(By
Don Miller )Ford Motor Co. (NYSE:
F), the only major U.S. automaker to avoid bankruptcy in 2009, said yesterday (Monday) that an aggressive cost-cutting campaign, improved earnings at its financing arm and market-share gains in North America resulted in a $997 million third-quarter profit – its first operating profit since early 2008.
Ford has now been profitable for two consecutive quarters, a first for Chief Executive Officer Alan Mulally, who kept Ford out of bankruptcy as General Motors Co. (OTC: MTLQQ) and Chrysler Group LLC reorganized under
Chapter 11 protection earlier this year.
Ford handily beat the 20 cents a share loss projected by 11 analysts surveyed by Bloomberg News, reporting a quarterly pretax profit of $1.1 billion, or 26 cents a share on an adjusted basis, compared with a year-earlier loss of $3 billion, or $1.32 a share.

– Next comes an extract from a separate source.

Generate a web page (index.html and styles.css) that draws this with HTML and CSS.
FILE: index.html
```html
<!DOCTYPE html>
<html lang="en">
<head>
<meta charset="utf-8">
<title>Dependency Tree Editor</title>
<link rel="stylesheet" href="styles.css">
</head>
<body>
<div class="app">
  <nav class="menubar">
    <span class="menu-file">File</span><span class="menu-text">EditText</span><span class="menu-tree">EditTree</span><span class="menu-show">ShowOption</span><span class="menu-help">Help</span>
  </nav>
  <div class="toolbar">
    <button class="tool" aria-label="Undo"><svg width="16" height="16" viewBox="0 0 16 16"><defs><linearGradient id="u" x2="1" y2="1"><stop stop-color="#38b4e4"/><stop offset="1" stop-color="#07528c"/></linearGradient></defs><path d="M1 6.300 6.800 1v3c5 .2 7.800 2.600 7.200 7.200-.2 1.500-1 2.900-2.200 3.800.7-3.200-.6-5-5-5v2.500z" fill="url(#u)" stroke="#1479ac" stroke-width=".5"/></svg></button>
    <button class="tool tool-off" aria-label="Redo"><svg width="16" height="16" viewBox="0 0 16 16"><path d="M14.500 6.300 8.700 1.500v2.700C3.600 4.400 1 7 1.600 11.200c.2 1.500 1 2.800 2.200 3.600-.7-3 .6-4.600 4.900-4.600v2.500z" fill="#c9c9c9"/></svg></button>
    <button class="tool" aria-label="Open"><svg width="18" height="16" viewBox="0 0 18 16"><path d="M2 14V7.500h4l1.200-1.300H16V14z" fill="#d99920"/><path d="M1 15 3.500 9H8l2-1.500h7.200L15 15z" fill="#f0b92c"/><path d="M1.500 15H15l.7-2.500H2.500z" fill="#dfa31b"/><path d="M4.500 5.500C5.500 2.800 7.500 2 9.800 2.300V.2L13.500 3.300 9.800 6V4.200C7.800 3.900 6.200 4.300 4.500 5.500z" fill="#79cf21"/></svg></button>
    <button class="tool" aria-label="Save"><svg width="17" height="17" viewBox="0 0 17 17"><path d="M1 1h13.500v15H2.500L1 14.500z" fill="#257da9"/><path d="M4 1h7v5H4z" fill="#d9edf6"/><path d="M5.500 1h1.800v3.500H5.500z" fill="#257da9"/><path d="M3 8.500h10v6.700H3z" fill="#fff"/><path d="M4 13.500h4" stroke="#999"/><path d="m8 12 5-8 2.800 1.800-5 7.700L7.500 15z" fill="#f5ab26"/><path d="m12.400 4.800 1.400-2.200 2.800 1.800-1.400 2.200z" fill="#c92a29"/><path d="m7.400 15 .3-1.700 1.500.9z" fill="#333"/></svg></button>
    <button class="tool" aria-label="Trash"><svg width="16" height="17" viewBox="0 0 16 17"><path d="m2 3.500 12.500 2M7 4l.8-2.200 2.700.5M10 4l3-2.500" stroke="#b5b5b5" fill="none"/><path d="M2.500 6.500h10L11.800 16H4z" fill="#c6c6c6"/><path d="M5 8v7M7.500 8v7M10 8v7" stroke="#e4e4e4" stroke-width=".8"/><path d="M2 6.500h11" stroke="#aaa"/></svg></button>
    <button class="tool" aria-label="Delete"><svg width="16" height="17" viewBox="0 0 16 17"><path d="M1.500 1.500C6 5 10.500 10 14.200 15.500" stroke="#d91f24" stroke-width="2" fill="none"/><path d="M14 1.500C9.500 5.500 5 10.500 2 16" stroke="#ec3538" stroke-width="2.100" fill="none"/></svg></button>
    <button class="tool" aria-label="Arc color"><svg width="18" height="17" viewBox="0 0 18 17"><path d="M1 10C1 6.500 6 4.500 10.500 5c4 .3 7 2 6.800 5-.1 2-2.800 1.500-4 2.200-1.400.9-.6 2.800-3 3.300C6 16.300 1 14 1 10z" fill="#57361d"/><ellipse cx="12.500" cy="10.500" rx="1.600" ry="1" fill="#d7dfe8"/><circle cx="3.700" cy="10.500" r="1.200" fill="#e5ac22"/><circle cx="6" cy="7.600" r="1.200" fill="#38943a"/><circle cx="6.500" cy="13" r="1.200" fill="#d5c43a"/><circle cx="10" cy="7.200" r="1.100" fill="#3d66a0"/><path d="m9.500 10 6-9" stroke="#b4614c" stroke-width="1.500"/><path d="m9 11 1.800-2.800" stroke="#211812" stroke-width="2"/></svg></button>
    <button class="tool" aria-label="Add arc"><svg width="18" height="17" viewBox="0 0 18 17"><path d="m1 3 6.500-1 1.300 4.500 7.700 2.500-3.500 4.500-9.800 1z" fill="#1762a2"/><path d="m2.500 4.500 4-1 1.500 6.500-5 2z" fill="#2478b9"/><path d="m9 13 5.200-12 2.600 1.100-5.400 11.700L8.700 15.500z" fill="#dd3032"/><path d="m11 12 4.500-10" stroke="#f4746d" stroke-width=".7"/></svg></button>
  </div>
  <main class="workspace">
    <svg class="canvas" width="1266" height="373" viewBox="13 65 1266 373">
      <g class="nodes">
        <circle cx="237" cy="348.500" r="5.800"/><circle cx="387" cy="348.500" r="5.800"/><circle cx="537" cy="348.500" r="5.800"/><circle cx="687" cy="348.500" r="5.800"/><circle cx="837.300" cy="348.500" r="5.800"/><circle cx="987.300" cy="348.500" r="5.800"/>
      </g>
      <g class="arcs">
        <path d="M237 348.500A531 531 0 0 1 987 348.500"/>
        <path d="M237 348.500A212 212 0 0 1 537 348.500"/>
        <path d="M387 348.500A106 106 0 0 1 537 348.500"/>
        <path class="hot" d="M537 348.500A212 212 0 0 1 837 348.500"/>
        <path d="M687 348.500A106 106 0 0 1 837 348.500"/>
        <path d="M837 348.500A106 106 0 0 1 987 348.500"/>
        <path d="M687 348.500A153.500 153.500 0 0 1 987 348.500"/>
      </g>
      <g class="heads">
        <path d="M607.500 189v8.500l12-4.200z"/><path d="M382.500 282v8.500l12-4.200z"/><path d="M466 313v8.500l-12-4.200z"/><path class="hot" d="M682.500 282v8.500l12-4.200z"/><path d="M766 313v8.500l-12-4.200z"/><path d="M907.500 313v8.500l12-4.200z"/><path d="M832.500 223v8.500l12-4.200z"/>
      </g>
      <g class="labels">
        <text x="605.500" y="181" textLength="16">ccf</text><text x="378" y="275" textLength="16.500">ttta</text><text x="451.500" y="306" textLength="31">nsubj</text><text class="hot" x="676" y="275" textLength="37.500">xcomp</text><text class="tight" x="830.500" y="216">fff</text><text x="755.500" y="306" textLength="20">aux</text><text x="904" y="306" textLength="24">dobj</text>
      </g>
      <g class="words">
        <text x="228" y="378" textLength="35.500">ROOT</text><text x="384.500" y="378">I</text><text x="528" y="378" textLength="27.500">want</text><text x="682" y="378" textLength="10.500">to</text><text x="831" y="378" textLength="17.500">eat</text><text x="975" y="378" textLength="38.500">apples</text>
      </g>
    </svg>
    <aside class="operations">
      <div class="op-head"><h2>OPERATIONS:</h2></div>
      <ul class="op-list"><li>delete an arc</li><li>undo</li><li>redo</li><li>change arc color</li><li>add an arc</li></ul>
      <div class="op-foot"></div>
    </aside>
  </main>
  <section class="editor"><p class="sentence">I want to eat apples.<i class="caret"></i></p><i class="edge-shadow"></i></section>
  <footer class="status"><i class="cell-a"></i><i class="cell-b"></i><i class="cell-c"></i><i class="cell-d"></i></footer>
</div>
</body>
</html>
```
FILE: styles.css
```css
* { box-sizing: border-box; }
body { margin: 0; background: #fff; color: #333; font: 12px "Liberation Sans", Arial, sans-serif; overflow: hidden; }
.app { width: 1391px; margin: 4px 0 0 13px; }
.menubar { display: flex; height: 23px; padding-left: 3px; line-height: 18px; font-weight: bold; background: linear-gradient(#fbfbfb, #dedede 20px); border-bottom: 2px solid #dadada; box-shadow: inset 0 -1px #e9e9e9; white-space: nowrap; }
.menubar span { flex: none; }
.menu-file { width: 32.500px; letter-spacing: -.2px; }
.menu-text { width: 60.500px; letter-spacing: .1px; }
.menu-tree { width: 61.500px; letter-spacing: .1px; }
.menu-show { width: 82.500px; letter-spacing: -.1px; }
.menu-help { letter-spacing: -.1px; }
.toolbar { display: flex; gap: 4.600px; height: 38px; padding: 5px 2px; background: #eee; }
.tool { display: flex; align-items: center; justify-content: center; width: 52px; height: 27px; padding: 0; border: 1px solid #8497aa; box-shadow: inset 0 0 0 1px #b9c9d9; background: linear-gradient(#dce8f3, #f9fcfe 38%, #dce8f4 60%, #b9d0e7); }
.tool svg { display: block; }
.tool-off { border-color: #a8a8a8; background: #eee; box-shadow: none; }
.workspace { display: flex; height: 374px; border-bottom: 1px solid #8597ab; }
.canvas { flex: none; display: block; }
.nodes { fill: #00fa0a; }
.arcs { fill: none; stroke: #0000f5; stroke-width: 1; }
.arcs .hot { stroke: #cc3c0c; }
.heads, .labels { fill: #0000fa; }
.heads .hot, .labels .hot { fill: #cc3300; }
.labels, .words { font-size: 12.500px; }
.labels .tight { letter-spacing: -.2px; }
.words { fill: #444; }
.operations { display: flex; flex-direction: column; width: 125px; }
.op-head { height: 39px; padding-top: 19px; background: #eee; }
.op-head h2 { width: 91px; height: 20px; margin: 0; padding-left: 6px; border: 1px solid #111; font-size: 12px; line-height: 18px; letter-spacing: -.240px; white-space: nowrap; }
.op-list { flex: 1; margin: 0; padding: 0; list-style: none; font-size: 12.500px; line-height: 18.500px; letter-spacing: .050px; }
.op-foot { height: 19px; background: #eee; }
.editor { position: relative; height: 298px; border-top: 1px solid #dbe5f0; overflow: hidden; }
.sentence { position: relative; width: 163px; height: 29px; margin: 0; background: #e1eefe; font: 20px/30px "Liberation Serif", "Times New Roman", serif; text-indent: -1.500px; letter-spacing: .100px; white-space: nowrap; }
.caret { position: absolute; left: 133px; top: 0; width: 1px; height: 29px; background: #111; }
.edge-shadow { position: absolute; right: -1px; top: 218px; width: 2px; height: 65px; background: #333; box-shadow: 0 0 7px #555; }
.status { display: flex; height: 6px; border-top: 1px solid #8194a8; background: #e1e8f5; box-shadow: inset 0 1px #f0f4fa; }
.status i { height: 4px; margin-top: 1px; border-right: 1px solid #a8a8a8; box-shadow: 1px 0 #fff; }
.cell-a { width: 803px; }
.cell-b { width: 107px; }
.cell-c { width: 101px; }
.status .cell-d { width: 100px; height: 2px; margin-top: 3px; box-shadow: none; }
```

The back-to-back quarterly profit is the first real evidence that Ford may have completed a turnaround and will meet its goal of turning a full-year profit in 2011.
"Ford is a company that's well into a turnaround," Bernie McGinn, president of McGinn Investment Management of Alexandria, Virginia, told Bloomberg. "They did it by themselves and didn't take government money. That gives people a good gut feeling and they're being rewarded for that."
Ford lopped off $4.6 billion in costs in the first three quarters and expects to eliminate a total of $5 billion in costs this year.
The company also reported positive automotive cash flow of $1.3 billion after it burned through $1 billion in cash in the second quarter. By comparison, Ford burned $7.7 billion in cash in last year's third quarter.
Fitch Ratings raised its outlook on Ford and its finance arm to positive from stable, citing progress on its cost-cutting program, a reduction in output to match demand and a decrease in buyer incentives.
Ford's share of its primary U.S. market increased to 15.8% for the first nine months, compared with 14.8% from a year earlier, according to Autodata Corp.
"We now expect to return to a strong profit in 2011 and positive cash flow," Chief Financial Officer Lewis Booth told reporters. "There are still some headwinds, particularly economic headwinds.